Jika dikaitkan dengan dimensi politik tersebut, apakah kasus Sumber Waras memang sengaja digoreng atau menggiring Ahok ke status tersangka? Kita memang tidak boleh menjerat BPK dengan spekulasi itu.
Namun, perlu juga diingatkan BPK juga tidak boleh menyodorkan diri menjadi kuda troya kepentingan politik dari siapa pun atau partai apa pun.

Model pengisian anggota BPK yang selama ini membolehkan calon-calon dari parpol, bahkan menjadikan keanggotaan BPK menjadi bancakan politisi yang tidak terpilih dalam pemilu, sudah seharusnya ditinjau ulang.
Anggota BPK seharusnya bersih dari orang-orang partai.

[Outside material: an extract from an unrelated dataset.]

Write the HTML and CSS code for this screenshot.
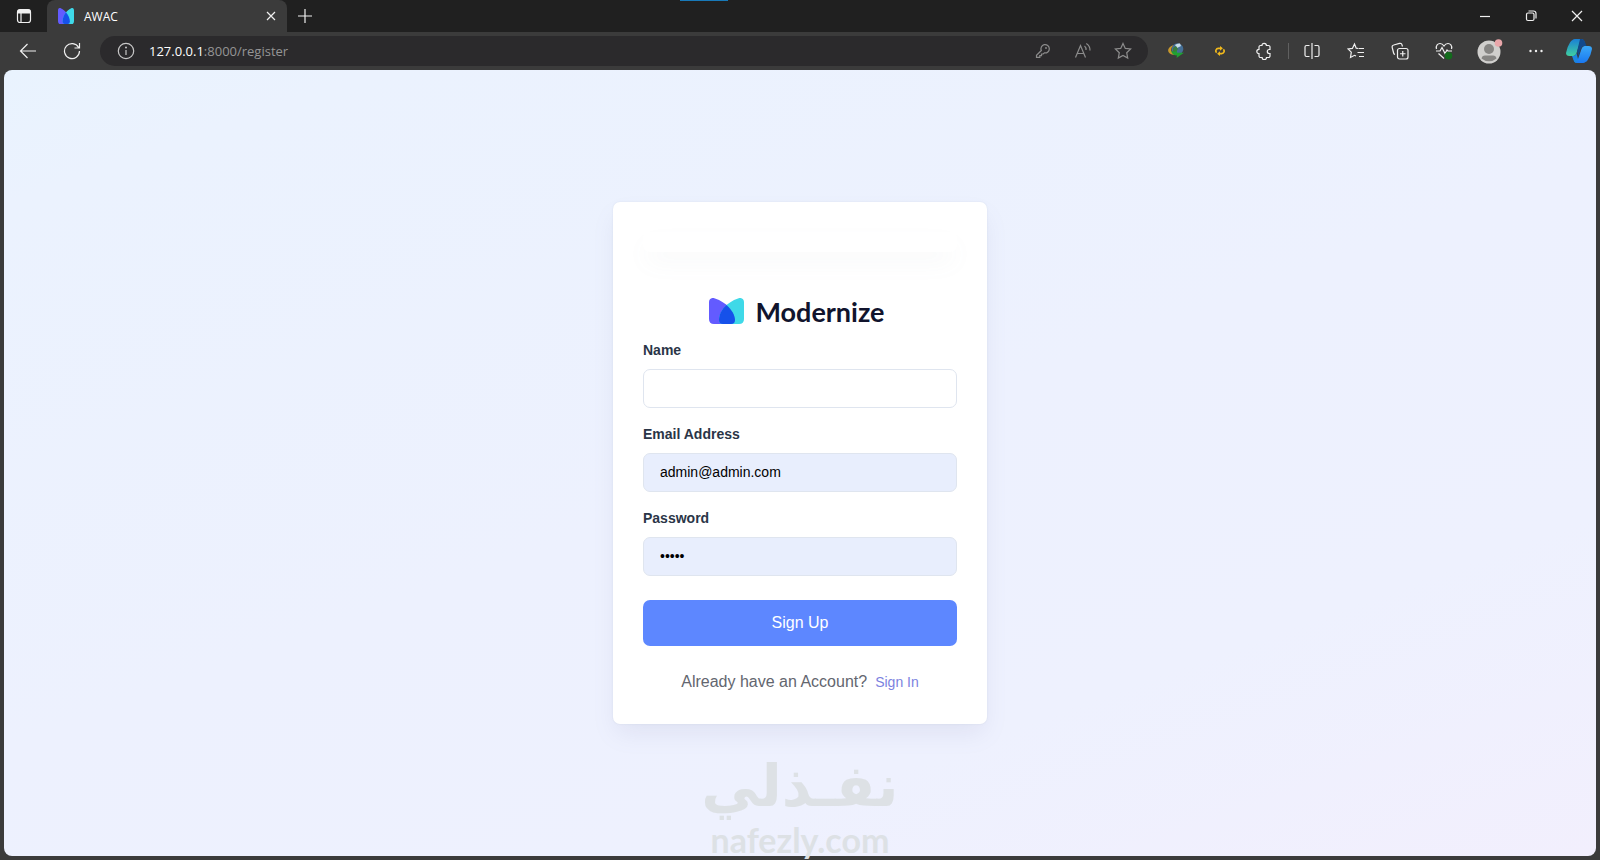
FILE: index.html
```html
<!DOCTYPE html>
<html lang="en">
<head>
    <meta charset="UTF-8">
    <meta name="viewport" content="width=device-width, initial-scale=1.0">
    <title>AWAC</title>
    <link rel="stylesheet" href="styles.css">
</head>
<body>
    <div class="browser">
        <div class="titlebar">
            <button class="tab-actions" aria-label="Tab actions">
                <svg width="16" height="16" viewBox="0 0 16 16"><rect x="1.500" y="1.500" width="13" height="13" rx="2.500" class="line"/><path d="M1.500 5.500V3A1.500 1.500 0 0 1 3 1.500h10A1.500 1.500 0 0 1 14.500 3v2.500z" class="solid"/><path d="M5 5v9.500" class="line"/></svg>
            </button>
            <div class="tab">
                <svg class="favicon" width="16" height="16" viewBox="0 0 35 26" preserveAspectRatio="none"><use href="#mark"/></svg>
                <span class="tab-title">AWAC</span>
                <button class="tab-close" aria-label="Close tab">
                    <svg width="10" height="10" viewBox="0 0 10 10"><path d="M1 1l8 8M9 1L1 9" class="line"/></svg>
                </button>
            </div>
            <button class="new-tab" aria-label="New tab">
                <svg width="14" height="14" viewBox="0 0 14 14"><path d="M7 0v14M0 7h14" class="line"/></svg>
            </button>
            <div class="window-controls">
                <button aria-label="Minimize"><svg width="12" height="12" viewBox="0 0 12 12"><path d="M1 6.500h10" class="line"/></svg></button>
                <button aria-label="Restore"><svg width="12" height="12" viewBox="0 0 12 12"><rect x="1.500" y="3" width="7.500" height="7.500" rx="1.500" class="line"/><path d="M3.500 1h5A2.500 2.500 0 0 1 11 3.500v5" class="line"/></svg></button>
                <button aria-label="Close"><svg width="12" height="12" viewBox="0 0 12 12"><path d="M1 1l10 10M11 1L1 11" class="line"/></svg></button>
            </div>
            <span class="loading-bar"></span>
        </div>

        <div class="toolbar">
            <button class="tool" aria-label="Back">
                <svg width="18" height="18" viewBox="0 0 18 18"><path d="M17 9H1.500M8.500 2L1.500 9l7 7" class="line"/></svg>
            </button>
            <button class="tool" aria-label="Reload">
                <svg width="18" height="18" viewBox="0 0 18 18"><path d="M15.600 5.500A7.500 7.500 0 1 0 16.500 9M16.500 1v5h-5" class="line"/></svg>
            </button>
            <div class="address">
                <button class="site-info" aria-label="Site information">
                    <svg width="18" height="18" viewBox="0 0 18 18"><circle cx="9" cy="9" r="7.700" class="line"/><path d="M9 8v5" class="line"/><circle cx="9" cy="5.500" r="1" class="solid"/></svg>
                </button>
                <span class="url"><b>127.0.0.1</b>:8000/register</span>
                <button class="dim" aria-label="Saved passwords">
                    <svg width="16" height="16" viewBox="0 0 16 16"><path d="M6.300 7.500A4.200 4.200 0 1 1 9.400 9.900L8.200 11H6.500v1.700H4.800v1.700H1.500v-2.200z" class="line"/><circle cx="11" cy="5" r=".9" class="solid"/></svg>
                </button>
                <button class="dim" aria-label="Read aloud">
                    <svg width="18" height="18" viewBox="0 0 18 18"><path d="M1.500 15.500L6.500 3.500l5 12M3.200 11.500h6.700M10.500 4a4.500 4.500 0 0 1 1.500 4M12.300 1.500a7.800 7.800 0 0 1 3.700 7" class="line"/></svg>
                </button>
                <button class="dim" aria-label="Add to favorites">
                    <svg width="18" height="18" viewBox="0 0 18 18"><path d="M9 1.500l2.300 4.900 5.300.6-3.900 3.700 1 5.400L9 13.500l-4.700 2.600 1-5.400L1.400 7l5.300-.6z" class="line"/></svg>
                </button>
            </div>
            <button class="tool" aria-label="Download manager">
                <svg width="18" height="18" viewBox="0 0 18 18"><circle cx="10.500" cy="7" r="5.800" fill="#456f96"/><path d="M8 3a6 6 0 0 1 5-1.500l1 2.500-4 2z" fill="#c6dbe8"/><path d="M6 6l3-2 2 3-2 3H6z" fill="#3b7d3b"/><path d="M6.500 3C2 4.500.5 7.500 1.500 10c1 2 3.500 3 7 3l-1-2.500C5.500 10.500 4 9.500 4.200 8c0-2 1-3.500 2.300-5z" fill="#c9982c"/><path d="M4 9l4 1 2-1.500v2.200h7L9.500 16l.5-2.500C7 13.500 5 12 4 9z" fill="#1fa033"/></svg>
            </button>
            <button class="tool" aria-label="Sync extension">
                <svg width="10" height="10" viewBox="0 0 12 12"><path d="M7 2.800H4A3 3 0 0 0 2 8M5 9.200h3A3 3 0 0 0 10 4" fill="none" stroke="#f1b91c" stroke-width="2"/><path d="M6 0l3.500 2.800L6 5.600zM6 6.400v5.600L2.500 9.200z" fill="#f1b91c"/></svg>
            </button>
            <button class="tool" aria-label="Extensions">
                <svg width="18" height="18" viewBox="0 0 18 18"><path d="M5.500 3.500H7a2.200 2.200 0 0 1 4.400 0h2A1.500 1.500 0 0 1 15 5v2.500h-.7a2 2 0 0 0 0 4h.7V14a1.500 1.500 0 0 1-1.500 1.500h-2a2.200 2.200 0 0 1-4.400 0H5.500A1.500 1.500 0 0 1 4 14v-2.300a2.200 2.200 0 0 1 0-4.400V5a1.500 1.500 0 0 1 1.500-1.500z" class="line"/></svg>
            </button>
            <span class="separator"></span>
            <button class="tool" aria-label="Split screen">
                <svg width="18" height="18" viewBox="0 0 18 18"><path d="M9 1v16M6.500 3.500H3.500A1.500 1.500 0 0 0 2 5v8a1.500 1.500 0 0 0 1.500 1.500h3M11.500 3.500h3A1.500 1.500 0 0 1 16 5v8a1.500 1.500 0 0 1-1.500 1.500h-3" class="line"/></svg>
            </button>
            <button class="tool" aria-label="Favorites">
                <svg width="18" height="18" viewBox="0 0 18 18"><path d="M11 6.500L9.200 6.200 7.500 2 5.400 6.400l-4.400.5 3.300 3.300-.8 5.300 4-2.200 1.500.7M11.500 6.500h5.500M10.500 10.500h6.500M12 14.500h5" class="line"/></svg>
            </button>
            <button class="tool" aria-label="Collections">
                <svg width="18" height="18" viewBox="0 0 18 18"><rect x="6.500" y="6.500" width="10.500" height="10.500" rx="2" class="line"/><path d="M11.750 9v5.500M9 11.750h5.500M4 12.500A2 2 0 0 1 2.600 11L1.200 5.500A2 2 0 0 1 2.700 3L8.500 1.400A2 2 0 0 1 11 2.800l.5 1.700" class="line"/></svg>
            </button>
            <button class="tool" aria-label="Browser essentials">
                <svg width="18" height="18" viewBox="0 0 18 18"><path d="M1.500 7C.5 3.500 3 1.500 5 1.500c2 0 3.200 1.200 4 2.500.8-1.300 2-2.500 4-2.500s4.500 2 3.500 5.500M3.500 11.500L9 16.500M1 9h4l2-3.500 3 6L12 8l1 1h4" class="line"/><circle cx="13.500" cy="13.700" r="3.800" fill="#126c1c"/></svg>
            </button>
            <button class="tool profile" aria-label="Profile">
                <svg width="26" height="26" viewBox="0 0 26 26"><circle cx="12" cy="14" r="11.500" fill="#d0cfcd"/><circle cx="12" cy="11" r="5" fill="#868583"/><path d="M4.500 20.500Q5 17.500 8 17.500h8q3 0 3.500 3A11.500 11.500 0 0 1 4.500 20.500z" fill="#868583"/><circle cx="21.500" cy="5" r="3.800" fill="#e9a6aa"/></svg>
            </button>
            <button class="tool" aria-label="Settings and more">
                <svg width="16" height="4" viewBox="0 0 16 4"><circle cx="2.500" cy="2" r="1.200" class="solid"/><circle cx="8" cy="2" r="1.200" class="solid"/><circle cx="13.500" cy="2" r="1.200" class="solid"/></svg>
            </button>
            <button class="tool copilot" aria-label="Copilot">
                <svg width="26" height="24" viewBox="0 0 26 24">
                    <defs>
                        <linearGradient id="teal" x1="0" y1="0" x2="0" y2="1"><stop offset="0" stop-color="#1a7fd6"/><stop offset="1" stop-color="#3fcfa0"/></linearGradient>
                        <linearGradient id="blue" x1="0" y1="0" x2="0" y2="1"><stop offset="0" stop-color="#3aa8f8"/><stop offset="1" stop-color="#1a78f0"/></linearGradient>
                    </defs>
                    <path d="M6.500 1Q7.500 0 9 0h6q2.500 0 3.500 3l-4.500 0-3.500 11Q9.500 17 7 17H3.500Q0 17 0 14 1 8 4 3.500 5 1.500 6.500 1z" fill="url(#teal)"/>
                    <path d="M19.500 23q-1 1-2.500 1h-6q-2.500 0-3.500-4l4.500 0 3.500-10Q16.500 7 19 7h3.500Q26 7 26 10q-1 6-4 10.500-1 2-2.500 2.500z" fill="url(#blue)"/>
                    <path d="M14 0h1.500q2.500 0 3.500 3l1.500 4H18q-2 0-3 2.500L12.500 17 11 13z" fill="#12498c"/>
                    <path d="M7 17q2.500 0 3.500-3l1.500 6-.5 1.500q-.5 1.500-1.500 2.500-2-.5-2.500-3L6 17z" fill="#1b86e0"/>
                </svg>
            </button>
        </div>

        <main class="page">
            <section class="card">
                <div class="alert-card"></div>
                <a href="#" class="logo">
                    <svg width="35" height="26" viewBox="0 0 35 26">
                        <g id="mark">
                            <path d="M0 4C0 1 3-1 6 .4 17 4 26 13 26 22q0 4-4 4H5q-5 0-5-5z" fill="#635bff"/>
                            <path d="M35 4c0-3-3-5-6-3.600C18 4 10 13 10 22q0 4 4 4h16q5 0 5-5z" fill="#3fd9e8"/>
                            <path d="M17.500 7C22.500 11.500 26 17 26 22q0 4-4 4h-8q-4 0-4-4c0-5 2.500-10.500 7.500-15z" fill="#1651ea"/>
                        </g>
                    </svg>
                    <span>Modernize</span>
                </a>
                <form>
                    <div class="field">
                        <label for="name">Name</label>
                        <input type="text" id="name" name="name">
                    </div>
                    <div class="field">
                        <label for="email">Email Address</label>
                        <input type="email" id="email" name="email" class="autofilled" value="admin@admin.com">
                    </div>
                    <div class="field">
                        <label for="password">Password</label>
                        <input type="password" id="password" name="password" class="autofilled" value="admin">
                    </div>
                    <button type="submit" class="btn-primary">Sign Up</button>
                    <div class="signin">
                        <p>Already have an Account?</p>
                        <a href="#">Sign In</a>
                    </div>
                </form>
            </section>
        </main>

        <div class="watermark">
            <span class="watermark-ar" lang="ar" dir="rtl">نفـذلي</span>
            <span class="watermark-en">nafezly.com</span>
        </div>
    </div>
</body>
</html>
```
FILE: styles.css
```css
:root {
    --titlebar: #202020;
    --toolbar: #3b3b3b;
    --address: #2b2a2c;
    --primary: #5d87ff;
    --border: #dfe5ef;
    --radius: 7px;
    --ui-font: "Open Sans", "Noto Sans", sans-serif;
}

* {
    box-sizing: border-box;
    margin: 0;
    padding: 0;
}

body {
    font-family: "Liberation Sans", Arial, sans-serif;
    background: var(--toolbar);
}

button {
    display: flex;
    align-items: center;
    justify-content: center;
    border: none;
    background: none;
    color: #f0f0f0;
    cursor: pointer;
}

.line {
    fill: none;
    stroke: currentColor;
    stroke-width: 1.2;
}

.solid {
    fill: currentColor;
}

.browser {
    position: relative;
    display: flex;
    flex-direction: column;
    min-height: 100vh;
    overflow: hidden;
}

/* Tab strip */
.titlebar {
    position: relative;
    display: flex;
    height: 32px;
    background: var(--titlebar);
}

.tab-actions {
    width: 47px;
}

.tab {
    display: flex;
    align-items: center;
    width: 240px;
    padding: 0 8px 0 11px;
    border-radius: 8px 8px 0 0;
    background: var(--toolbar);
}

.tab-title {
    flex: 1;
    margin-left: 10px;
    font: 12px var(--ui-font);
    color: #fff;
}

.tab-close {
    width: 16px;
    height: 16px;
}

.new-tab {
    width: 36px;
}

.window-controls {
    display: flex;
    margin-left: auto;
}

.window-controls button {
    width: 46px;
}

.loading-bar {
    position: absolute;
    top: 0;
    left: 680px;
    width: 48px;
    height: 1px;
    background: #1879b8;
}

/* Toolbar */
.toolbar {
    display: flex;
    align-items: center;
    height: 38px;
    padding-left: 6px;
    background: var(--toolbar);
}

.tool {
    width: 44px;
    height: 32px;
}

.profile {
    width: 48px;
}

.copilot {
    width: 42px;
}

.address {
    display: flex;
    flex: 1;
    align-items: center;
    height: 30px;
    margin: 0 6px;
    padding: 0 5px 0 6px;
    border-radius: 15px;
    background: var(--address);
}

.address button {
    width: 40px;
    height: 30px;
}

.address .site-info {
    color: #c8c8c8;
}

.address .dim {
    color: #8c8c8c;
}

.url {
    flex: 1;
    margin-left: 3px;
    font: 13px var(--ui-font);
    color: #959595;
}

.url b {
    font-weight: 400;
    color: #fff;
}

.separator {
    width: 1px;
    height: 16px;
    margin: 0 1px 0 2px;
    background: #606060;
}

/* Register page */
.page {
    display: flex;
    flex: 1;
    align-items: center;
    justify-content: center;
    margin: 0 4px 4px;
    border-radius: 8px;
    background: linear-gradient(160deg, #e9f3fe, #ebf2fe 10%, #edf1fe 50%, #eef1fe 75%, #f2effd);
}

.card {
    width: 374px;
    padding: 30px;
    border-radius: var(--radius);
    background: #fff;
    box-shadow: rgba(145, 158, 171, 0.2) 0 0 2px 0, rgba(125, 130, 171, 0.14) 0 12px 24px -4px;
}

.alert-card {
    height: 20px;
    margin-bottom: 30px;
    border-radius: var(--radius);
    box-shadow: rgba(145, 158, 171, 0.08) 0 12px 24px -4px;
}

.logo {
    display: flex;
    align-items: center;
    justify-content: center;
    gap: 11px;
    height: 58px;
    padding-right: 6px;
    font: 700 27px Lato, sans-serif;
    color: #11142d;
    text-decoration: none;
}

.field {
    margin-bottom: 16px;
}

.field label {
    display: block;
    margin-bottom: 8px;
    font-size: 14px;
    font-weight: 700;
    line-height: 21px;
    color: #2a3547;
}

.field input {
    display: block;
    width: 100%;
    height: 39px;
    padding: 0 16px 2px;
    border: 1px solid var(--border);
    border-radius: var(--radius);
    background: #fff;
    font: 14px "Liberation Sans", Arial, sans-serif;
    color: #000;
}

.field .autofilled {
    background: #e8eefd;
}

.btn-primary {
    width: 100%;
    height: 46px;
    margin: 24px 0;
    border-radius: var(--radius);
    background: var(--primary);
    font: 16px "Liberation Sans", Arial, sans-serif;
    color: #fff;
}

.signin {
    display: flex;
    align-items: center;
    justify-content: center;
    gap: 8px;
    line-height: 24px;
}

.signin p {
    font-size: 16px;
    color: #63666f;
}

.signin a {
    font-size: 14px;
    color: #7b82e0;
    text-decoration: none;
}

/* Site watermark laid over the window */
.watermark {
    position: absolute;
    bottom: 0;
    left: 50%;
    display: flex;
    flex-direction: column;
    align-items: center;
    transform: translateX(-50%);
    color: #dde1e5;
    pointer-events: none;
}

.watermark-ar {
    font: 700 58px/68px "DejaVu Sans", sans-serif;
}

.watermark-en {
    font: 700 34px/40px Lato, sans-serif;
}
```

Kalaupun ada yang berasal dari partai, setidaknya harus sudah pensiun selama lima tahun terakhir sebelum menjadi anggota BPK. Syarat yang sama hendaknya berlaku pula dengan keanggotaan di lembaga-lembaga nonpolitik lainnya, seperti Mahkamah Konstitusi (MK), Komisi Yudisial (KY), Mahkamah Agung (MA), dan bermacam-macam lembaga independen lainnya yang sering disebut sebagai state auxiliary agency.

Karier politik seorang politisi terbentang luas mulai jabatan sebagai presiden/wakil presiden, para menteri, para pembantu presiden lainnya, anggota DPR, anggota DPD, gubernur, bupati/walikota, hingga puluhan ribu kursi anggota DPRD baik di provinsi maupun di kabupaten/kota. Sudah seharusnya lembaga-lembaga nonpolitik seperti BPK diisi orang-orang profesional yang tidak berpolitik dan berafiliasi dengan kekuatan politik apa pun.

Tulisan ini menjadi tidak adil bila tidak pula mengkritik atau memberikan masukan kepada Ahok. Kepada Ahok, sederhana saja, bila Anda memang tidak melakukan korupsi, tidak kongkalikong (misalnya, melancarkan bisnis etnik Tionghoa yang kadang secara spekulatif sering saya dengar), masyarakat pasti tetap akan mendukung. Di negeri yang tingkat korupsinya masih tinggi ini, pemimpin lurus dan bersih pasti tidak disukai. Saya berharap, seperti banyak dipersepsi, Anda tetap lurus dan bersih dan (kalau bisa) kurangi sedikit emosi. Mudah-mudahan Anda tetap menjadi 'sumber waras' bukan 'sumber ketidakwarasan'.